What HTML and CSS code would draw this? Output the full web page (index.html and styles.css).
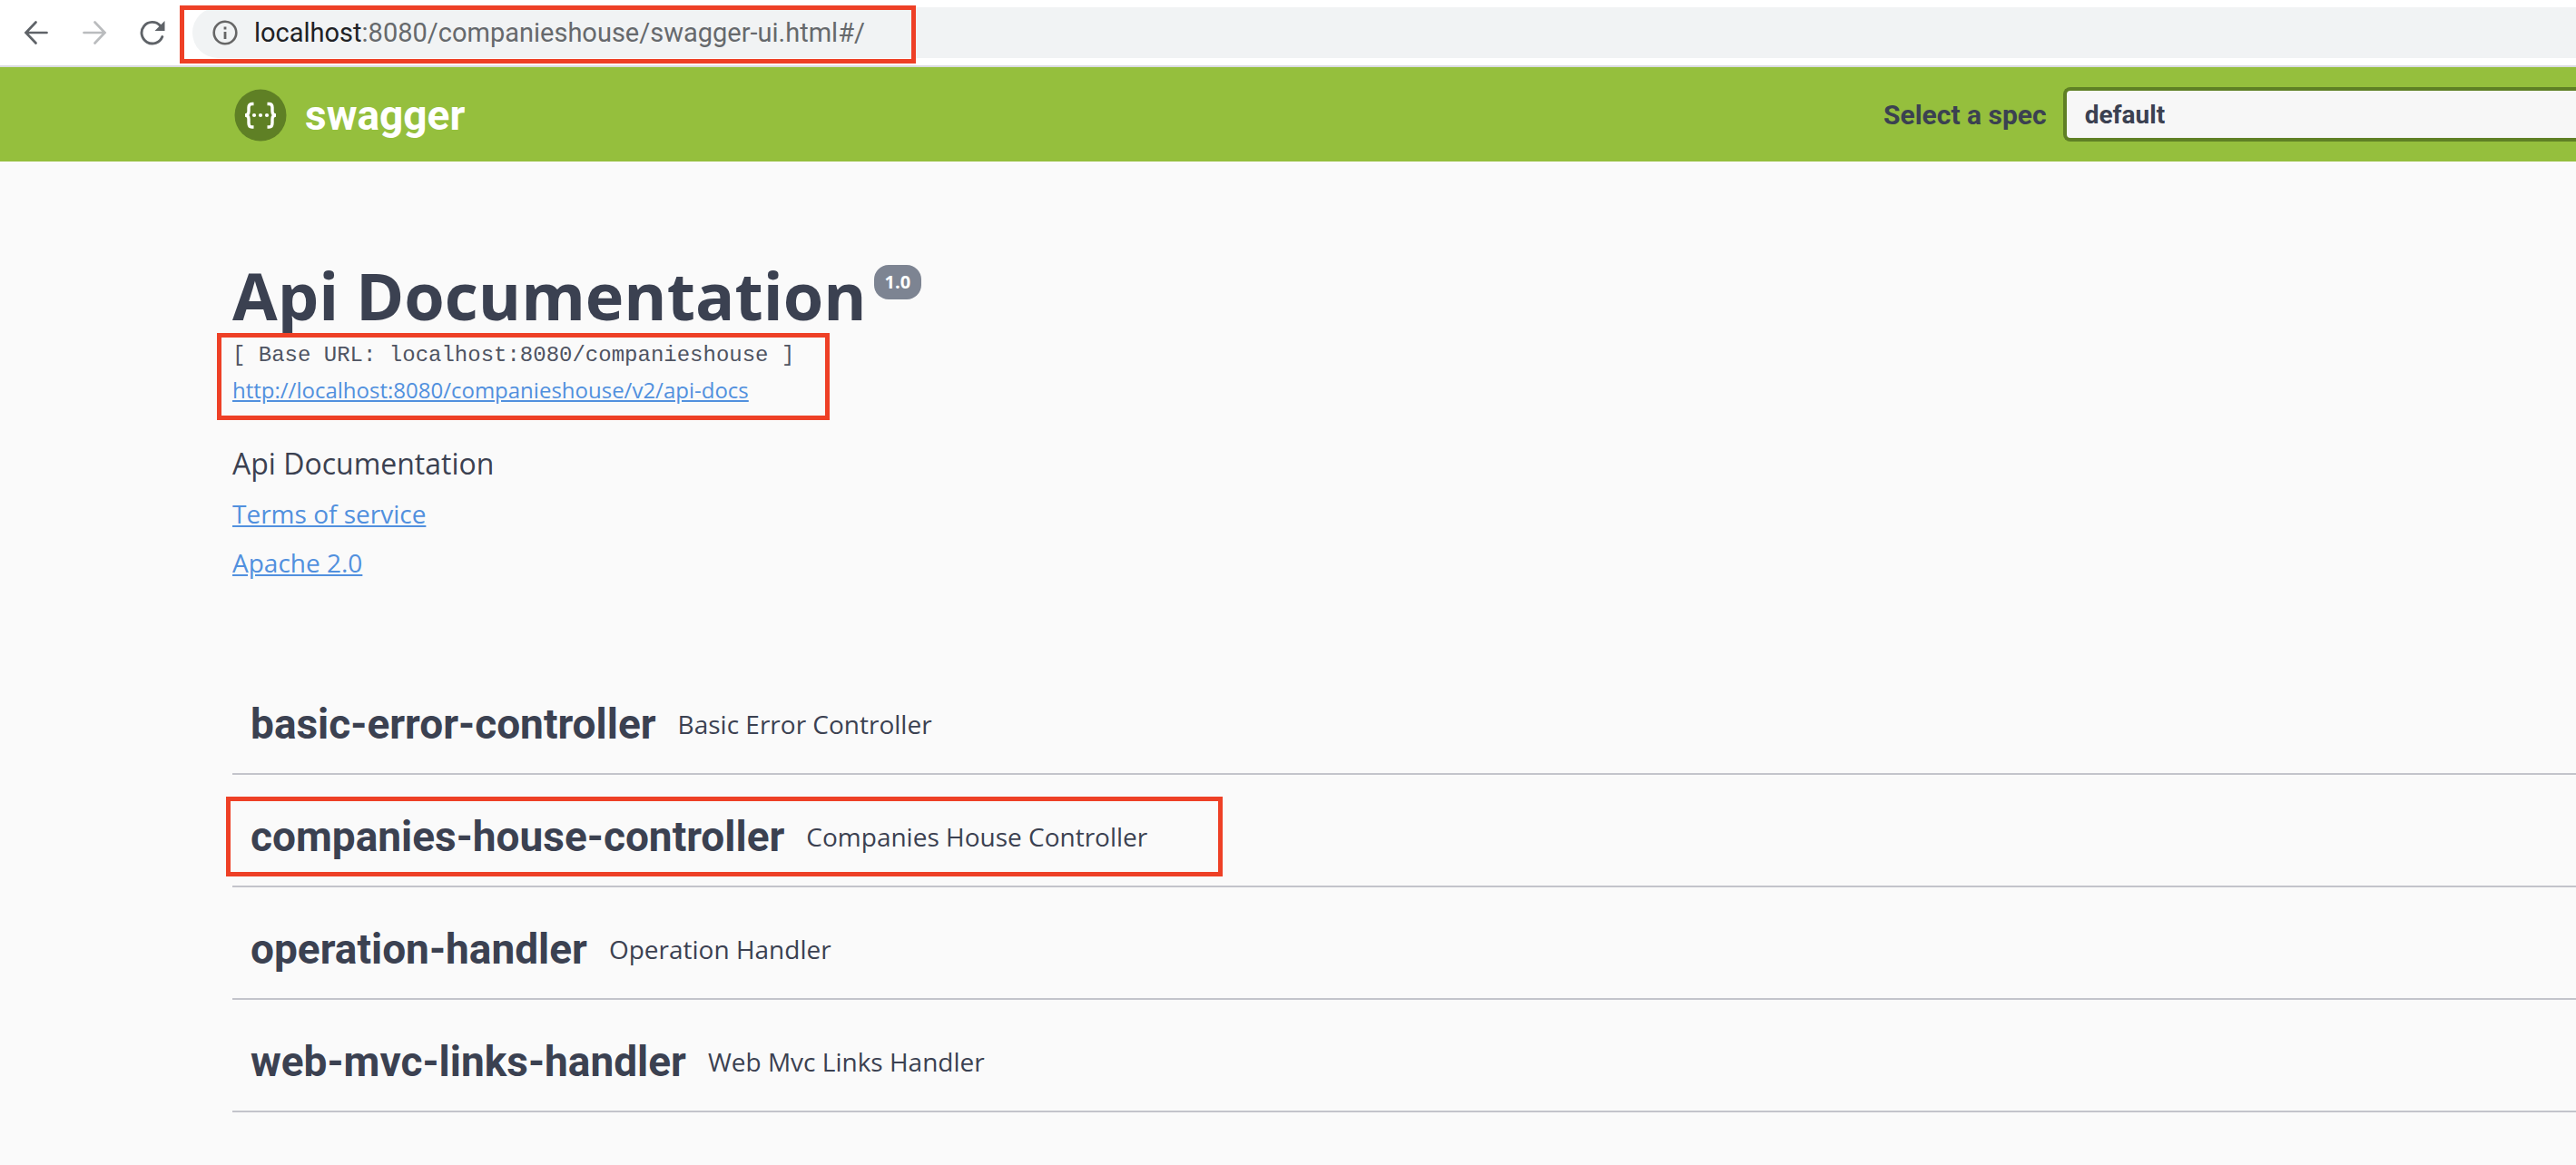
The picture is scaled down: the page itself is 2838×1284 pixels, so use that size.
FILE: index.html
```html
<!DOCTYPE html>
<html lang="en">
<head>
<meta charset="utf-8">
<title>Swagger UI</title>
<link rel="stylesheet" href="styles.css">
</head>
<body>
<div class="browser-bar">
  <nav class="nav-buttons" aria-label="Browser">
    <button class="icon-button" type="button" aria-label="Back">
      <svg width="28" height="28" viewBox="0 0 28 28" fill="none" stroke="#5f6368" stroke-width="2.700" stroke-linecap="round"><path d="M25.500 14H3M13.500 2.500L2.500 14l11 11.500"/></svg>
    </button>
    <button class="icon-button" type="button" aria-label="Forward">
      <svg width="28" height="28" viewBox="0 0 28 28" fill="none" stroke="#babcbe" stroke-width="2.700" stroke-linecap="round"><path d="M2.500 14H25M14.500 2.500l11 11.500l-11 11.500"/></svg>
    </button>
    <button class="icon-button" type="button" aria-label="Reload">
      <svg width="28" height="28" viewBox="0 0 28 28"><path d="M24.800 18.500A11.800 11.800 0 1 1 22.500 6.200" fill="none" stroke="#5f6368" stroke-width="2.900" stroke-linecap="round"/><path d="M27.500 1v11H16.500z" fill="#5f6368"/></svg>
    </button>
  </nav>
  <div class="address">
    <svg class="info-icon" width="28" height="28" viewBox="0 0 28 28"><circle cx="14" cy="14" r="12.300" fill="none" stroke="#666" stroke-width="2.600"/><path d="M12.600 7.500h2.800v3h-2.800zM12.600 13h2.800v8h-2.800z" fill="#666"/></svg>
    <span class="url"><span class="url-host">localhost</span>:8080/companieshouse/swagger-ui.html#/</span>
    <div class="highlight highlight-address"></div>
  </div>
</div>

<header class="topbar">
  <a class="brand" href="#">
    <svg width="58" height="58" viewBox="0 0 58 58"><circle cx="29" cy="29" r="28.500" fill="#5f8025"/><g fill="none" stroke="#fff" stroke-width="3.400"><path d="M21.500 16.500h-2q-3.500 0-3.500 4v4q0 4.500-4 4.500q4 0 4 4.500v4q0 4.500 3.500 4.500h2"/><path d="M36.500 16.500h2q3.500 0 3.500 4v4q0 4.500 4 4.500q-4 0-4 4.500v4q0 4.500-3.500 4.500h-2"/></g><g fill="#fff"><circle cx="22" cy="29" r="2.100"/><circle cx="29" cy="29" r="2.100"/><circle cx="36" cy="29" r="2.100"/></g></svg>
    <span>swagger</span>
  </a>
  <form class="spec-form">
    <label for="spec">Select a spec</label>
    <select id="spec"><option>default</option></select>
  </form>
</header>

<main class="content">
  <section class="info">
    <h1 class="title">Api Documentation<span class="version">1.0</span></h1>
    <div class="endpoint">
      <div class="base-url">[ Base URL: localhost:8080/companieshouse ]</div>
      <a class="docs-link" href="#">http://localhost:8080/companieshouse/v2/api-docs</a>
      <div class="highlight highlight-endpoint"></div>
    </div>
    <p class="description">Api Documentation</p>
    <div class="legal">
      <a href="#">Terms of service</a>
      <a href="#">Apache 2.0</a>
    </div>
  </section>
  <section class="tags">
    <div class="tag"><h2>basic-error-controller</h2><span>Basic Error Controller</span></div>
    <div class="tag"><h2>companies-house-controller</h2><span>Companies House Controller</span><div class="highlight highlight-tag"></div></div>
    <div class="tag"><h2>operation-handler</h2><span>Operation Handler</span></div>
    <div class="tag"><h2>web-mvc-links-handler</h2><span>Web Mvc Links Handler</span></div>
  </section>
</main>
</body>
</html>
```
FILE: styles.css
```css
* { box-sizing: border-box; }

body {
  margin: 0;
  background: #fafafa;
  color: #3b4151;
  font-family: "Open Sans", "Noto Sans", sans-serif;
}

h1, h2, p { margin: 0; }

svg { display: block; }

a { color: #5190de; }

/* Browser toolbar */
.browser-bar {
  display: flex;
  gap: 30px;
  padding: 8px 0 8px 26px;
  background: #fff;
  border-bottom: 2px solid #dadce0;
}

.nav-buttons {
  display: flex;
  align-items: center;
  gap: 36px;
}

.icon-button {
  padding: 0;
  border: 0;
  background: none;
}

.address {
  position: relative;
  display: flex;
  flex: 1;
  align-items: center;
  gap: 18px;
  height: 56px;
  padding-left: 22px;
  border-radius: 28px 0 0 28px;
  background: #f1f3f4;
}

.url {
  color: #66696c;
  font-family: Roboto, sans-serif;
  font-size: 29px;
  line-height: 56px;
}

.url-host { color: #202124; }

/* Red frames laid over the parts of interest */
.highlight {
  position: absolute;
  border: 5px solid #ee4026;
  pointer-events: none;
}

.highlight-address { top: -2px; left: -14px; width: 811px; height: 64px; }
.highlight-endpoint { top: -6px; left: -17px; width: 675px; height: 96px; }
.highlight-tag { top: 24px; left: -7px; width: 1098px; height: 88px; }

/* Swagger header */
.topbar {
  display: flex;
  align-items: center;
  justify-content: space-between;
  padding: 22px 0 22px 258px;
  background: #95bf3d;
  font-family: Roboto, sans-serif;
  font-weight: 700;
}

.brand {
  display: flex;
  align-items: center;
  gap: 20px;
  padding-top: 2px;
  color: #fff;
  font-size: 46px;
  line-height: 58px;
  text-decoration: none;
}

.spec-form {
  display: flex;
  flex: 0 0 763px;
  align-items: center;
  gap: 18px;
  font-size: 30px;
}

.spec-form label { white-space: nowrap; }

.spec-form select {
  flex: 1;
  height: 60px;
  padding: 0 20px;
  border: 4px solid #5f8025;
  border-right: 0;
  border-radius: 8px 0 0 8px;
  appearance: none;
  background: #f7f7f7;
  color: #3b4151;
  font: 700 28px Roboto, sans-serif;
}

/* API information */
.content { padding: 107px 0 40px 256px; }

.title {
  display: flex;
  align-items: flex-start;
  gap: 8px;
  font-size: 72px;
  line-height: 80px;
}

.version {
  margin-top: 7px;
  padding: 0 12px;
  border-radius: 16px;
  background: #7d8492;
  color: #fff;
  font-size: 20px;
  line-height: 38px;
}

.endpoint {
  position: relative;
  margin-top: 8px;
  font-size: 24px;
  line-height: 38px;
}

.base-url {
  color: #4f5462;
  font-family: "Liberation Mono", monospace;
}

.docs-link { display: inline-block; }

.description {
  margin-top: 40px;
  font-size: 32px;
  line-height: 44px;
}

.legal {
  display: flex;
  flex-direction: column;
  align-items: flex-start;
  margin-top: 6px;
  font-size: 28px;
  line-height: 54px;
}

/* Controller list */
.tags { margin-top: 83px; }

.tag {
  position: relative;
  display: flex;
  align-items: center;
  gap: 24px;
  padding: 24px 20px 10px;
  border-bottom: 2px solid #c3c4cb;
  font-size: 28px;
  line-height: 88px;
}

.tag h2 {
  font-family: Roboto, sans-serif;
  font-size: 46px;
  font-weight: 700;
}
```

= = = =

» **Problem statement**:
Determine how many lines in the listing above hold the string "size", then write only the number.

» **Final answer**:
11